### RECORDED DATA
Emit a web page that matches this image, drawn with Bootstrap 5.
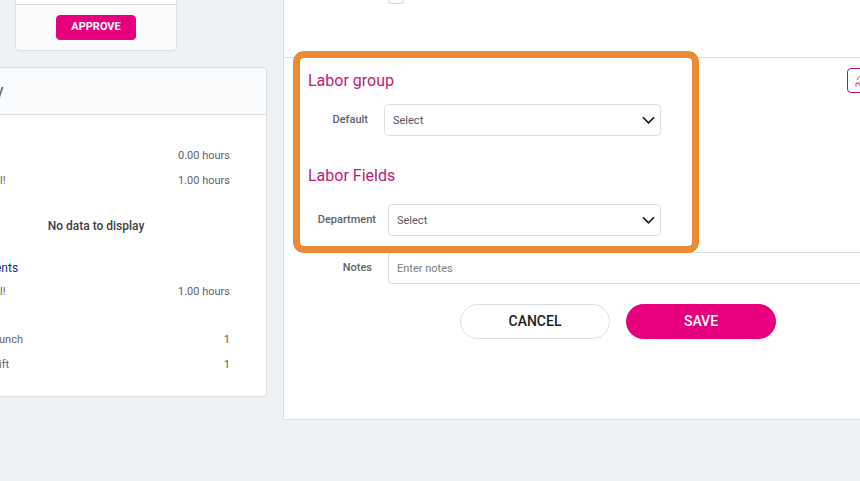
<!DOCTYPE html>
<html lang="en">
<head>
<meta charset="utf-8">
<meta name="viewport" content="width=device-width, initial-scale=1">
<title>Timesheet entry</title>
<link href="https://cdn.jsdelivr.net/npm/bootstrap@5.3.0/dist/css/bootstrap.min.css" rel="stylesheet">
<style>
:root { --pink: #e6007e; --line: #dcdee0; --panel: #fafbfd; }
body { font-family: Roboto, "Liberation Sans", sans-serif; font-size: 11px; line-height: 16px; color: #606366; background: #eef2f5; overflow: hidden; }
.side { width: 267px; }
.approve-box { width: 162px; margin-left: 15px; border: 1px solid var(--line); border-top: 0; border-radius: 0 0 4px 4px; background: var(--panel); }
.approve-top { height: 5px; background: #fff; border-bottom: 1px solid var(--line); }
.approve-foot { padding: 10px 0; }
.btn-approve { width: 80px; height: 25px; padding: 0; font-size: 11px; font-weight: 700; border-radius: 4px; }
.btn-pink, .btn-pink:hover { background: var(--pink); border-color: var(--pink); color: #fff; }
.summary { border: 1px solid var(--line); border-left: 0; border-radius: 0 4px 4px 0; background: #fff; padding-bottom: 19px; }
.summary-head { height: 47px; margin-left: -5px; background: var(--panel); border-bottom: 1px solid var(--line); font-size: 18px; border-radius: 0 4px 0 0; }
.line-item { height: 25px; padding-right: 36px; }
.empty-note { height: 24px; margin: 21px 0 19px; padding-right: 74px; font-size: 12px; font-weight: 500; color: #3c3f43; }
.group-link { margin-left: -5px; font-size: 12px; color: #1d2f7c; height: 22px; }
.punches { padding-top: 23px; }
.punches .line-item { margin-left: -1px; }
.main-panel { border: 1px solid var(--line); border-width: 0 0 1px 1px; background: #fff; min-width: 0; padding-bottom: 80px; }
.top-strip { height: 58px; border-bottom: 1px solid var(--line); padding-left: 104px; }
.top-strip .form-check-input { width: 16px; height: 16px; margin-top: -12px; border-color: #d0d2d5; }
.callout-frame { position: absolute; left: 9px; top: 51px; width: 406px; height: 202px; border: 7px solid #ec8b36; border-radius: 11px; pointer-events: none; z-index: 2; }
.entry-form { padding-top: 10px; }
.section-title { font-size: 16px; line-height: 24px; font-weight: 400; color: #bd1a78; padding-left: 24px; margin: 0; }
.btn-refresh { width: 34px; height: 25px; margin-right: -21px; border: 1px solid #a3156f; border-radius: 4px; background: #fff; color: #d8506f; padding: 0 0 0 7px; }
.field-label { font-weight: 500; text-align: right; }
.label-a { width: 84px; margin-right: 16px; }
.label-b { width: 92px; margin-right: 12px; }
.label-c { width: 88px; margin-right: 16px; }
.row-a { margin-top: 11px; }
.form-select.pick, .form-control.note { height: 32px; font-size: 11px; line-height: 16px; border: 1px solid #dcdee0; border-radius: 4px; color: #55585c; padding: 7px 8px; }
.form-select.pick { padding: 8px 8px 6px; background-image: url("data:image/svg+xml,%3Csvg xmlns='http://www.w3.org/2000/svg' viewBox='0 0 14 8'%3E%3Cpath d='M1 1l6 6 6-6' fill='none' stroke='%23151515' stroke-width='1.7'/%3E%3C/svg%3E"); background-size: 13px 8px; background-position: right 5px center; }
.pick-a { width: 277px; }
.pick-b { width: 273px; }
.note::placeholder { color: #7b7e82; }
.actions { margin-top: 20px; padding-left: 176px; }
.btn-wide { width: 150px; height: 35px; padding: 0; border-radius: 18px; font-size: 14px; font-weight: 500; }
.btn-cancel { border: 1px solid var(--line); background: #fff; color: #1e1e1e; }
</style>
</head>
<body>
<div class="d-flex align-items-start gap-3">
  <aside class="side flex-shrink-0">
    <div class="approve-box">
      <div class="approve-top"></div>
      <div class="approve-foot d-flex justify-content-center"><button type="button" class="btn btn-pink btn-approve">APPROVE</button></div>
    </div>
    <section class="summary mt-3">
      <div class="summary-head d-flex align-items-center mb-4"><span>y</span></div>
      <div class="pt-1">
        <div class="line-item d-flex align-items-center justify-content-between"><span></span><span>0.00 hours</span></div>
        <div class="line-item d-flex align-items-center justify-content-between"><span>l!</span><span>1.00 hours</span></div>
      </div>
      <div class="empty-note d-flex align-items-center justify-content-center"><span>No data to display</span></div>
      <div class="group-link d-flex align-items-center"><span>ents</span></div>
      <div class="line-item d-flex align-items-center justify-content-between"><span>l!</span><span>1.00 hours</span></div>
      <div class="punches">
        <div class="line-item d-flex align-items-center justify-content-between"><span>unch</span><span>1</span></div>
        <div class="line-item d-flex align-items-center justify-content-between"><span>ift</span><span>1</span></div>
      </div>
    </section>
  </aside>
  <main class="main-panel flex-grow-1 position-relative">
    <div class="callout-frame"></div>
    <div class="top-strip d-flex align-items-start"><input class="form-check-input" type="checkbox" aria-label="Option"></div>
    <form class="entry-form">
      <div class="d-flex align-items-center justify-content-between">
        <h2 class="section-title">Labor group</h2>
        <button type="button" class="btn-refresh d-flex align-items-center" aria-label="Refresh">
          <svg width="14" height="14" viewBox="0 0 14 14" fill="none" stroke="currentColor"><path d="M2 6a5 5 0 0 1 9-2l1 1M12 1v4H8M12 8a5 5 0 0 1-9 2L2 9M1 13V9h5"/></svg>
        </button>
      </div>
      <div class="row-a d-flex align-items-center">
        <label class="field-label label-a" for="grp">Default</label>
        <select id="grp" class="form-select pick pick-a"><option>Select</option></select>
      </div>
      <h2 class="section-title mt-4 pt-1">Labor Fields</h2>
      <div class="d-flex align-items-center mt-3">
        <label class="field-label label-b" for="dept">Department</label>
        <select id="dept" class="form-select pick pick-b"><option>Select</option></select>
      </div>
      <div class="d-flex align-items-center mt-3">
        <label class="field-label label-c flex-shrink-0" for="notes">Notes</label>
        <input id="notes" type="text" class="form-control note rounded-end-0 border-end-0" placeholder="Enter notes">
      </div>
      <div class="actions d-flex gap-3">
        <button type="button" class="btn btn-wide btn-cancel">CANCEL</button>
        <button type="submit" class="btn btn-wide btn-pink">SAVE</button>
      </div>
    </form>
  </main>
</div>
<script src="https://cdn.jsdelivr.net/npm/bootstrap@5.3.0/dist/js/bootstrap.bundle.min.js"></script>
</body>
</html>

### STATED GOAL
Images should not appear in the copy; retype the listing above exactly.

### ANSWER TO THE EXERCISE
Emit a web page that matches this image, drawn with Bootstrap 5.
<!DOCTYPE html>
<html lang="en">
<head>
<meta charset="utf-8">
<meta name="viewport" content="width=device-width, initial-scale=1">
<title>Timesheet entry</title>
<link href="https://cdn.jsdelivr.net/npm/bootstrap@5.3.0/dist/css/bootstrap.min.css" rel="stylesheet">
<style>
:root { --pink: #e6007e; --line: #dcdee0; --panel: #fafbfd; }
body { font-family: Roboto, "Liberation Sans", sans-serif; font-size: 11px; line-height: 16px; color: #606366; background: #eef2f5; overflow: hidden; }
.side { width: 267px; }
.approve-box { width: 162px; margin-left: 15px; border: 1px solid var(--line); border-top: 0; border-radius: 0 0 4px 4px; background: var(--panel); }
.approve-top { height: 5px; background: #fff; border-bottom: 1px solid var(--line); }
.approve-foot { padding: 10px 0; }
.btn-approve { width: 80px; height: 25px; padding: 0; font-size: 11px; font-weight: 700; border-radius: 4px; }
.btn-pink, .btn-pink:hover { background: var(--pink); border-color: var(--pink); color: #fff; }
.summary { border: 1px solid var(--line); border-left: 0; border-radius: 0 4px 4px 0; background: #fff; padding-bottom: 19px; }
.summary-head { height: 47px; margin-left: -5px; background: var(--panel); border-bottom: 1px solid var(--line); font-size: 18px; border-radius: 0 4px 0 0; }
.line-item { height: 25px; padding-right: 36px; }
.empty-note { height: 24px; margin: 21px 0 19px; padding-right: 74px; font-size: 12px; font-weight: 500; color: #3c3f43; }
.group-link { margin-left: -5px; font-size: 12px; color: #1d2f7c; height: 22px; }
.punches { padding-top: 23px; }
.punches .line-item { margin-left: -1px; }
.main-panel { border: 1px solid var(--line); border-width: 0 0 1px 1px; background: #fff; min-width: 0; padding-bottom: 80px; }
.top-strip { height: 58px; border-bottom: 1px solid var(--line); padding-left: 104px; }
.top-strip .form-check-input { width: 16px; height: 16px; margin-top: -12px; border-color: #d0d2d5; }
.callout-frame { position: absolute; left: 9px; top: 51px; width: 406px; height: 202px; border: 7px solid #ec8b36; border-radius: 11px; pointer-events: none; z-index: 2; }
.entry-form { padding-top: 10px; }
.section-title { font-size: 16px; line-height: 24px; font-weight: 400; color: #bd1a78; padding-left: 24px; margin: 0; }
.btn-refresh { width: 34px; height: 25px; margin-right: -21px; border: 1px solid #a3156f; border-radius: 4px; background: #fff; color: #d8506f; padding: 0 0 0 7px; }
.field-label { font-weight: 500; text-align: right; }
.label-a { width: 84px; margin-right: 16px; }
.label-b { width: 92px; margin-right: 12px; }
.label-c { width: 88px; margin-right: 16px; }
.row-a { margin-top: 11px; }
.form-select.pick, .form-control.note { height: 32px; font-size: 11px; line-height: 16px; border: 1px solid #dcdee0; border-radius: 4px; color: #55585c; padding: 7px 8px; }
.form-select.pick { padding: 8px 8px 6px; background-image: url("data:image/svg+xml,%3Csvg xmlns='http://www.w3.org/2000/svg' viewBox='0 0 14 8'%3E%3Cpath d='M1 1l6 6 6-6' fill='none' stroke='%23151515' stroke-width='1.7'/%3E%3C/svg%3E"); background-size: 13px 8px; background-position: right 5px center; }
.pick-a { width: 277px; }
.pick-b { width: 273px; }
.note::placeholder { color: #7b7e82; }
.actions { margin-top: 20px; padding-left: 176px; }
.btn-wide { width: 150px; height: 35px; padding: 0; border-radius: 18px; font-size: 14px; font-weight: 500; }
.btn-cancel { border: 1px solid var(--line); background: #fff; color: #1e1e1e; }
</style>
</head>
<body>
<div class="d-flex align-items-start gap-3">
  <aside class="side flex-shrink-0">
    <div class="approve-box">
      <div class="approve-top"></div>
      <div class="approve-foot d-flex justify-content-center"><button type="button" class="btn btn-pink btn-approve">APPROVE</button></div>
    </div>
    <section class="summary mt-3">
      <div class="summary-head d-flex align-items-center mb-4"><span>y</span></div>
      <div class="pt-1">
        <div class="line-item d-flex align-items-center justify-content-between"><span></span><span>0.00 hours</span></div>
        <div class="line-item d-flex align-items-center justify-content-between"><span>l!</span><span>1.00 hours</span></div>
      </div>
      <div class="empty-note d-flex align-items-center justify-content-center"><span>No data to display</span></div>
      <div class="group-link d-flex align-items-center"><span>ents</span></div>
      <div class="line-item d-flex align-items-center justify-content-between"><span>l!</span><span>1.00 hours</span></div>
      <div class="punches">
        <div class="line-item d-flex align-items-center justify-content-between"><span>unch</span><span>1</span></div>
        <div class="line-item d-flex align-items-center justify-content-between"><span>ift</span><span>1</span></div>
      </div>
    </section>
  </aside>
  <main class="main-panel flex-grow-1 position-relative">
    <div class="callout-frame"></div>
    <div class="top-strip d-flex align-items-start"><input class="form-check-input" type="checkbox" aria-label="Option"></div>
    <form class="entry-form">
      <div class="d-flex align-items-center justify-content-between">
        <h2 class="section-title">Labor group</h2>
        <button type="button" class="btn-refresh d-flex align-items-center" aria-label="Refresh">
          <svg width="14" height="14" viewBox="0 0 14 14" fill="none" stroke="currentColor"><path d="M2 6a5 5 0 0 1 9-2l1 1M12 1v4H8M12 8a5 5 0 0 1-9 2L2 9M1 13V9h5"/></svg>
        </button>
      </div>
      <div class="row-a d-flex align-items-center">
        <label class="field-label label-a" for="grp">Default</label>
        <select id="grp" class="form-select pick pick-a"><option>Select</option></select>
      </div>
      <h2 class="section-title mt-4 pt-1">Labor Fields</h2>
      <div class="d-flex align-items-center mt-3">
        <label class="field-label label-b" for="dept">Department</label>
        <select id="dept" class="form-select pick pick-b"><option>Select</option></select>
      </div>
      <div class="d-flex align-items-center mt-3">
        <label class="field-label label-c flex-shrink-0" for="notes">Notes</label>
        <input id="notes" type="text" class="form-control note rounded-end-0 border-end-0" placeholder="Enter notes">
      </div>
      <div class="actions d-flex gap-3">
        <button type="button" class="btn btn-wide btn-cancel">CANCEL</button>
        <button type="submit" class="btn btn-wide btn-pink">SAVE</button>
      </div>
    </form>
  </main>
</div>
<script src="https://cdn.jsdelivr.net/npm/bootstrap@5.3.0/dist/js/bootstrap.bundle.min.js"></script>
</body>
</html>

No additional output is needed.